╭──

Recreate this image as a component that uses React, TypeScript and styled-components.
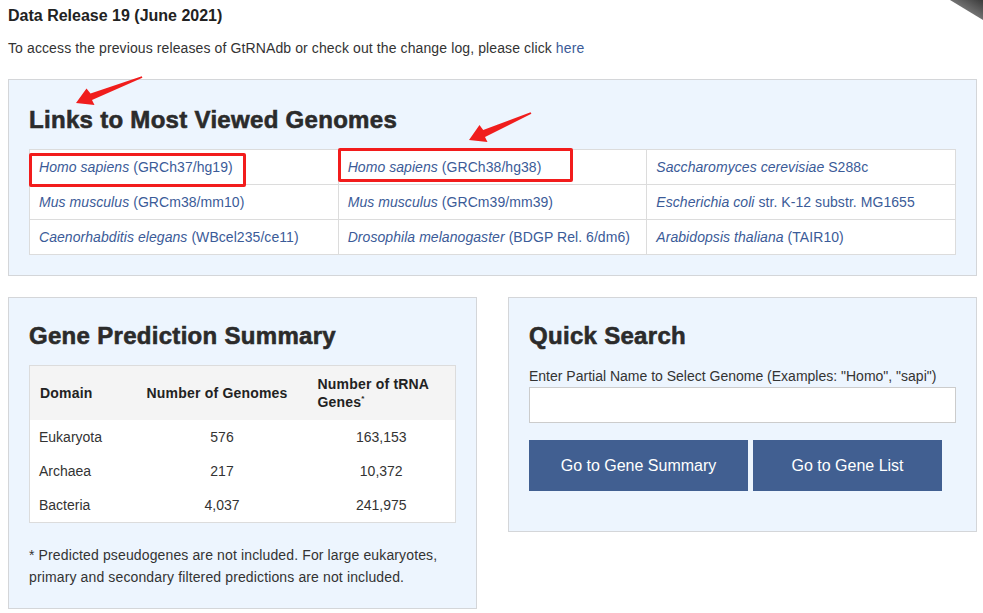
import styled, { createGlobalStyle } from 'styled-components';

const GlobalStyle = createGlobalStyle`
	body {
		margin: 0;
		background: #fff;
		font-family: "Liberation Sans", Arial, sans-serif;
		color: #333;
	}
`;

type Genome = { name: string; build: string };

const genomes: Genome[][] = [
	[
		{ name: 'Homo sapiens', build: '(GRCh37/hg19)' },
		{ name: 'Homo sapiens', build: '(GRCh38/hg38)' },
		{ name: 'Saccharomyces cerevisiae', build: 'S288c' },
	],
	[
		{ name: 'Mus musculus', build: '(GRCm38/mm10)' },
		{ name: 'Mus musculus', build: '(GRCm39/mm39)' },
		{ name: 'Escherichia coli', build: 'str. K-12 substr. MG1655' },
	],
	[
		{ name: 'Caenorhabditis elegans', build: '(WBcel235/ce11)' },
		{ name: 'Drosophila melanogaster', build: '(BDGP Rel. 6/dm6)' },
		{ name: 'Arabidopsis thaliana', build: '(TAIR10)' },
	],
];

const summary = [
	{ domain: 'Eukaryota', genomes: '576', genes: '163,153' },
	{ domain: 'Archaea', genomes: '217', genes: '10,372' },
	{ domain: 'Bacteria', genomes: '4,037', genes: '241,975' },
];

const Page = styled.div`
	position: relative;
	width: 969px;
	padding: 0 8px 10px;
`;

const ReleaseTitle = styled.h4`
	margin: 0;
	padding-top: 6px;
	font-size: 16px;
	line-height: 20px;
	font-weight: bold;
	color: #222;
`;

const Intro = styled.p`
	margin: 12px 0 0;
	font-size: 14px;
	line-height: 20px;
	letter-spacing: 0.11px;
`;

const Link = styled.a`
	color: #3b5b98;
	text-decoration: none;
	cursor: pointer;
`;

const Panel = styled.section<{ $top?: number; $bottom?: number }>`
	position: relative;
	box-sizing: border-box;
	background: #edf5fe;
	border: 1px solid #d4d6d9;
	padding: ${(p) => p.$top ?? 24}px 20px ${(p) => p.$bottom ?? 20}px;
	align-self: start;
`;

const PanelTitle = styled.h2`
	margin: 0;
	font-size: 24px;
	line-height: 28px;
	font-weight: bold;
	color: #2b2b2b;
	-webkit-text-stroke: 0.6px #2b2b2b;
	letter-spacing: 0.3px;
`;

const TopPanel = styled(Panel)`
	margin-top: 21px;
`;

const GenomeTable = styled.table`
	width: 100%;
	margin-top: 15px;
	border-collapse: collapse;
	table-layout: fixed;
	background: #fff;
	font-size: 14px;
	letter-spacing: 0.06px;

	td {
		border: 1px solid #dcdcdc;
		height: 34px;
		padding: 0 9px;
		white-space: nowrap;
	}
`;

const Columns = styled.div`
	display: grid;
	grid-template-columns: 469px 469px;
	column-gap: 31px;
	margin-top: 21px;
`;

const SummaryTable = styled.table`
	width: 100%;
	margin-top: 15px;
	border-collapse: collapse;
	table-layout: fixed;
	background: #fff;
	border: 1px solid #dcdcdc;
	font-size: 14px;
	color: #333;

	th {
		background: #f4f4f4;
		height: 54px;
		padding: 0 10px;
		text-align: left;
		font-weight: bold;
		line-height: 18px;
		color: #222;
		letter-spacing: 0.2px;
	}
	td {
		height: 34px;
		padding: 0 9px;
	}
	sup {
		font-size: 8px;
		line-height: 0;
	}
`;

const NumCell = styled.td`
	text-align: center;
`;

const Footnote = styled.p`
	margin: 21px 0 0;
	font-size: 14px;
	line-height: 22px;
	letter-spacing: 0.13px;
`;

const FieldLabel = styled.label`
	display: block;
	margin-top: 16px;
	font-size: 14px;
	line-height: 20px;
`;

const SearchInput = styled.input`
	display: block;
	box-sizing: border-box;
	width: 100%;
	height: 36px;
	margin-top: 1px;
	border: 1px solid #ccc;
	background: #fff;
	font: inherit;
`;

const ButtonRow = styled.div`
	display: flex;
	gap: 5px;
	margin-top: 17px;
`;

const Button = styled.button<{ $width: number }>`
	width: ${(p) => p.$width}px;
	height: 51px;
	border: none;
	background: #415f91;
	color: #fff;
	font-family: "Liberation Sans", Arial, sans-serif;
	font-size: 16px;
	cursor: pointer;
`;

const Highlight = styled.div<{ $left: number; $top: number; $width: number }>`
	position: absolute;
	left: ${(p) => p.$left}px;
	top: ${(p) => p.$top}px;
	width: ${(p) => p.$width}px;
	height: 34px;
	box-sizing: border-box;
	border: 3px solid #f21c1c;
	border-radius: 2px;
	pointer-events: none;
`;

const Overlay = styled.svg`
	position: absolute;
	left: 0;
	top: 0;
	pointer-events: none;
`;

function GenomeCell({ genome }: { genome: Genome }) {
	return (
		<td>
			<Link>
				<i>{genome.name}</i> {genome.build}
			</Link>
		</td>
	);
}

export default function App() {
	return (
		<>
			<GlobalStyle />
			<Page>
				<ReleaseTitle>Data Release 19 (June 2021)</ReleaseTitle>
				<Intro>
					To access the previous releases of GtRNAdb or check out the change
					log, please click <Link>here</Link>
				</Intro>

				<TopPanel $top={26}>
					<PanelTitle>Links to Most Viewed Genomes</PanelTitle>
					<GenomeTable>
						<tbody>
							{genomes.map((row, i) => (
								<tr key={i}>
									{row.map((g, j) => (
										<GenomeCell key={j} genome={g} />
									))}
								</tr>
							))}
						</tbody>
					</GenomeTable>
					<Highlight $left={20} $top={73} $width={217} />
					<Highlight $left={329} $top={68} $width={235} />
				</TopPanel>

				<Columns>
					<Panel>
						<PanelTitle>Gene Prediction Summary</PanelTitle>
						<SummaryTable>
							<colgroup>
								<col style={{ width: 107 }} />
								<col style={{ width: 171 }} />
								<col />
							</colgroup>
							<thead>
								<tr>
									<th>Domain</th>
									<th>Number of Genomes</th>
									<th>
										Number of tRNA Genes<sup>*</sup>
									</th>
								</tr>
							</thead>
							<tbody>
								{summary.map((s) => (
									<tr key={s.domain}>
										<td>{s.domain}</td>
										<NumCell>{s.genomes}</NumCell>
										<NumCell>{s.genes}</NumCell>
									</tr>
								))}
							</tbody>
						</SummaryTable>
						<Footnote>
							* Predicted pseudogenes are not included. For large eukaryotes,
							primary and secondary filtered predictions are not included.
						</Footnote>
					</Panel>

					<Panel $bottom={40}>
						<PanelTitle>Quick Search</PanelTitle>
						<FieldLabel>
							Enter Partial Name to Select Genome (Examples: "Homo", "sapi")
						</FieldLabel>
						<SearchInput type="text" />
						<ButtonRow>
							<Button $width={219}>Go to Gene Summary</Button>
							<Button $width={189}>Go to Gene List</Button>
						</ButtonRow>
					</Panel>
				</Columns>

				{/* annotation arrows + page corner shading */}
				<Overlay width={983} height={160} viewBox="0 0 983 160">
					<defs>
						<linearGradient id="corner" x1="0" y1="1" x2="1" y2="0">
							<stop offset="0" stopColor="#fff" stopOpacity="0" />
							<stop offset="0.45" stopColor="#777" />
							<stop offset="1" stopColor="#3a3a3a" />
						</linearGradient>
					</defs>
					<polygon points="950,0 983,0 983,20" fill="url(#corner)" />
					<polygon
						fill="#f01d1d"
						points="141.8,76.3 90.5,93.5 86.5,88.5 76,103 94.5,105 92,100 142.4,77.7"
					/>
					<polygon
						fill="#f01d1d"
						points="530.6,112.3 483.2,130 479.5,125 469,140 487.5,142 485,137 531.4,113.7"
					/>
				</Overlay>
			</Page>
		</>
	);
}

╰──

**Requirement:** Write the full listing out again with every line unchanged, but include no pictures.

**Full solution:**
Recreate this image as a component that uses React, TypeScript and styled-components.
import styled, { createGlobalStyle } from 'styled-components';

const GlobalStyle = createGlobalStyle`
	body {
		margin: 0;
		background: #fff;
		font-family: "Liberation Sans", Arial, sans-serif;
		color: #333;
	}
`;

type Genome = { name: string; build: string };

const genomes: Genome[][] = [
	[
		{ name: 'Homo sapiens', build: '(GRCh37/hg19)' },
		{ name: 'Homo sapiens', build: '(GRCh38/hg38)' },
		{ name: 'Saccharomyces cerevisiae', build: 'S288c' },
	],
	[
		{ name: 'Mus musculus', build: '(GRCm38/mm10)' },
		{ name: 'Mus musculus', build: '(GRCm39/mm39)' },
		{ name: 'Escherichia coli', build: 'str. K-12 substr. MG1655' },
	],
	[
		{ name: 'Caenorhabditis elegans', build: '(WBcel235/ce11)' },
		{ name: 'Drosophila melanogaster', build: '(BDGP Rel. 6/dm6)' },
		{ name: 'Arabidopsis thaliana', build: '(TAIR10)' },
	],
];

const summary = [
	{ domain: 'Eukaryota', genomes: '576', genes: '163,153' },
	{ domain: 'Archaea', genomes: '217', genes: '10,372' },
	{ domain: 'Bacteria', genomes: '4,037', genes: '241,975' },
];

const Page = styled.div`
	position: relative;
	width: 969px;
	padding: 0 8px 10px;
`;

const ReleaseTitle = styled.h4`
	margin: 0;
	padding-top: 6px;
	font-size: 16px;
	line-height: 20px;
	font-weight: bold;
	color: #222;
`;

const Intro = styled.p`
	margin: 12px 0 0;
	font-size: 14px;
	line-height: 20px;
	letter-spacing: 0.11px;
`;

const Link = styled.a`
	color: #3b5b98;
	text-decoration: none;
	cursor: pointer;
`;

const Panel = styled.section<{ $top?: number; $bottom?: number }>`
	position: relative;
	box-sizing: border-box;
	background: #edf5fe;
	border: 1px solid #d4d6d9;
	padding: ${(p) => p.$top ?? 24}px 20px ${(p) => p.$bottom ?? 20}px;
	align-self: start;
`;

const PanelTitle = styled.h2`
	margin: 0;
	font-size: 24px;
	line-height: 28px;
	font-weight: bold;
	color: #2b2b2b;
	-webkit-text-stroke: 0.6px #2b2b2b;
	letter-spacing: 0.3px;
`;

const TopPanel = styled(Panel)`
	margin-top: 21px;
`;

const GenomeTable = styled.table`
	width: 100%;
	margin-top: 15px;
	border-collapse: collapse;
	table-layout: fixed;
	background: #fff;
	font-size: 14px;
	letter-spacing: 0.06px;

	td {
		border: 1px solid #dcdcdc;
		height: 34px;
		padding: 0 9px;
		white-space: nowrap;
	}
`;

const Columns = styled.div`
	display: grid;
	grid-template-columns: 469px 469px;
	column-gap: 31px;
	margin-top: 21px;
`;

const SummaryTable = styled.table`
	width: 100%;
	margin-top: 15px;
	border-collapse: collapse;
	table-layout: fixed;
	background: #fff;
	border: 1px solid #dcdcdc;
	font-size: 14px;
	color: #333;

	th {
		background: #f4f4f4;
		height: 54px;
		padding: 0 10px;
		text-align: left;
		font-weight: bold;
		line-height: 18px;
		color: #222;
		letter-spacing: 0.2px;
	}
	td {
		height: 34px;
		padding: 0 9px;
	}
	sup {
		font-size: 8px;
		line-height: 0;
	}
`;

const NumCell = styled.td`
	text-align: center;
`;

const Footnote = styled.p`
	margin: 21px 0 0;
	font-size: 14px;
	line-height: 22px;
	letter-spacing: 0.13px;
`;

const FieldLabel = styled.label`
	display: block;
	margin-top: 16px;
	font-size: 14px;
	line-height: 20px;
`;

const SearchInput = styled.input`
	display: block;
	box-sizing: border-box;
	width: 100%;
	height: 36px;
	margin-top: 1px;
	border: 1px solid #ccc;
	background: #fff;
	font: inherit;
`;

const ButtonRow = styled.div`
	display: flex;
	gap: 5px;
	margin-top: 17px;
`;

const Button = styled.button<{ $width: number }>`
	width: ${(p) => p.$width}px;
	height: 51px;
	border: none;
	background: #415f91;
	color: #fff;
	font-family: "Liberation Sans", Arial, sans-serif;
	font-size: 16px;
	cursor: pointer;
`;

const Highlight = styled.div<{ $left: number; $top: number; $width: number }>`
	position: absolute;
	left: ${(p) => p.$left}px;
	top: ${(p) => p.$top}px;
	width: ${(p) => p.$width}px;
	height: 34px;
	box-sizing: border-box;
	border: 3px solid #f21c1c;
	border-radius: 2px;
	pointer-events: none;
`;

const Overlay = styled.svg`
	position: absolute;
	left: 0;
	top: 0;
	pointer-events: none;
`;

function GenomeCell({ genome }: { genome: Genome }) {
	return (
		<td>
			<Link>
				<i>{genome.name}</i> {genome.build}
			</Link>
		</td>
	);
}

export default function App() {
	return (
		<>
			<GlobalStyle />
			<Page>
				<ReleaseTitle>Data Release 19 (June 2021)</ReleaseTitle>
				<Intro>
					To access the previous releases of GtRNAdb or check out the change
					log, please click <Link>here</Link>
				</Intro>

				<TopPanel $top={26}>
					<PanelTitle>Links to Most Viewed Genomes</PanelTitle>
					<GenomeTable>
						<tbody>
							{genomes.map((row, i) => (
								<tr key={i}>
									{row.map((g, j) => (
										<GenomeCell key={j} genome={g} />
									))}
								</tr>
							))}
						</tbody>
					</GenomeTable>
					<Highlight $left={20} $top={73} $width={217} />
					<Highlight $left={329} $top={68} $width={235} />
				</TopPanel>

				<Columns>
					<Panel>
						<PanelTitle>Gene Prediction Summary</PanelTitle>
						<SummaryTable>
							<colgroup>
								<col style={{ width: 107 }} />
								<col style={{ width: 171 }} />
								<col />
							</colgroup>
							<thead>
								<tr>
									<th>Domain</th>
									<th>Number of Genomes</th>
									<th>
										Number of tRNA Genes<sup>*</sup>
									</th>
								</tr>
							</thead>
							<tbody>
								{summary.map((s) => (
									<tr key={s.domain}>
										<td>{s.domain}</td>
										<NumCell>{s.genomes}</NumCell>
										<NumCell>{s.genes}</NumCell>
									</tr>
								))}
							</tbody>
						</SummaryTable>
						<Footnote>
							* Predicted pseudogenes are not included. For large eukaryotes,
							primary and secondary filtered predictions are not included.
						</Footnote>
					</Panel>

					<Panel $bottom={40}>
						<PanelTitle>Quick Search</PanelTitle>
						<FieldLabel>
							Enter Partial Name to Select Genome (Examples: "Homo", "sapi")
						</FieldLabel>
						<SearchInput type="text" />
						<ButtonRow>
							<Button $width={219}>Go to Gene Summary</Button>
							<Button $width={189}>Go to Gene List</Button>
						</ButtonRow>
					</Panel>
				</Columns>

				{/* annotation arrows + page corner shading */}
				<Overlay width={983} height={160} viewBox="0 0 983 160">
					<defs>
						<linearGradient id="corner" x1="0" y1="1" x2="1" y2="0">
							<stop offset="0" stopColor="#fff" stopOpacity="0" />
							<stop offset="0.45" stopColor="#777" />
							<stop offset="1" stopColor="#3a3a3a" />
						</linearGradient>
					</defs>
					<polygon points="950,0 983,0 983,20" fill="url(#corner)" />
					<polygon
						fill="#f01d1d"
						points="141.8,76.3 90.5,93.5 86.5,88.5 76,103 94.5,105 92,100 142.4,77.7"
					/>
					<polygon
						fill="#f01d1d"
						points="530.6,112.3 483.2,130 479.5,125 469,140 487.5,142 485,137 531.4,113.7"
					/>
				</Overlay>
			</Page>
		</>
	);
}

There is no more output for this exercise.